Sometimes when sitting around the apartment I get itchy feet. In the States it was the kind that would push me to pack a light backpack and book a random flight to Europe. Now in Europe it's the kind that makes me want to hike around my city and find those treasures or streets I haven't discovered. It was today, on another itchy feet day, that I discovered the 'Librarie des Livres Anciens'.
To preface, I must say that a Librarie in France is not like a 'library' in America. In the states, the library is the place you go to check out books for a temporary basis. Often these books are covered in plastic, new editions and sometimes stained by the previous borrow. A Librarie in France is actually a 'bookstore', while a 'biblotheque' is an American style of library. Confused yet? Needless to say, there are hundreds upon hundreds of bookstores scattered around Lyon; same as the multitude of boulangeries, epiceries and wine shops.
I took a big swing around Bellecour and decided to cross over the bridge to Old Lyon. Old Lyon is a part of the city built around the 1400's. The streets remained cobblestoned and impossible to walk on with high heels. The tiny streets compliment the ancient architecture and the equally as ancient- but slightly more tacky- tourist attractions. Crêperies, marron roasters... all the snaz of a classic city complete with a touring medieval church in the center. Considered a tourist escape, hundreds upon hundreds of English speaking people pass through here every day- snapping up pictures and saving their memories. I saw one just today, wandering into a boulangerie (as I was ordering my baguette) and snapping photos of the food, then, promptly leaving. DO NOT EVER DO THIS... always buy something, a macaron, ANYTHING. If one gets thirsty in this Old City, there are pubs owned by true Brit Expatriates lining the street.
It was today I was wandering through this city, trying my best to appear as non-American as possible, that I caught a glimpse of a little shop. I tend hesitate going into shops because I feel guilty I don't purchase.. but this one was an Ancient Bookshop (Rue du Palais de Justice) and I couldn't pull away. I always wondered what happened to those piles of books I bought.. or were gifted.. and I imagined that books have been around for while... I began to wonder, where do books go when they retire?

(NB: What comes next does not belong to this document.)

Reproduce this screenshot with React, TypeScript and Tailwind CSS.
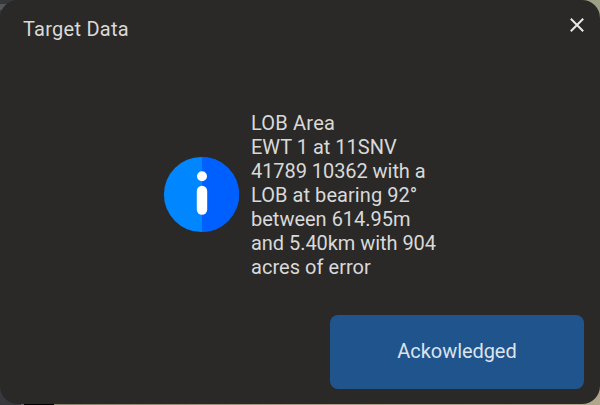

I paused and glanced at the window merchandise, scanning ancient copies of maps, a 19th century Lyon Cuisine book.. soon enough I found myself pushing through the solid door and quickly saying, 'Bonjour' to the man at the desk. It was book heaven.
It smelled pungent... quite opposite from the fresh smell of new books, almost like an aged cheese or a wine- refined. I followed the signs, up the stairs.. and faced the Gastronomy section. Every book I pulled of the shelf was old; covers were shredded, some missing a cover. Of the books I looked at, not one was priced over 25€ or younger than 50 years old. The oldest book had a simple black cover; it was a cookbook from 1834. I smelt the inside, and leafed through the pages. Instructions for the recipes were simple, 'cut, cook, serve'. Often recipes were in 1 paragraph, and none with the quintessential listing of ingredients/times to cook. I imagined the housewife who owned this book, pumping the oven with wood to create a warm enough fire to cook dinner. With every ancient book, the history and life behind it was weighed between my fingers, and I couldn't stop myself.
The old bookstore is more than a place for antique collectors, it's a time machine. You can spend easily hours, browsing through these books and looking at old writings/drawings. If lucky you may even find a prize..a book from another time that details 'gastronomy' in France, or 'history of france'. The very old books are kept downstairs, and some may even date to before the 19th century.
It was beautiful... and I will be there once again- soon.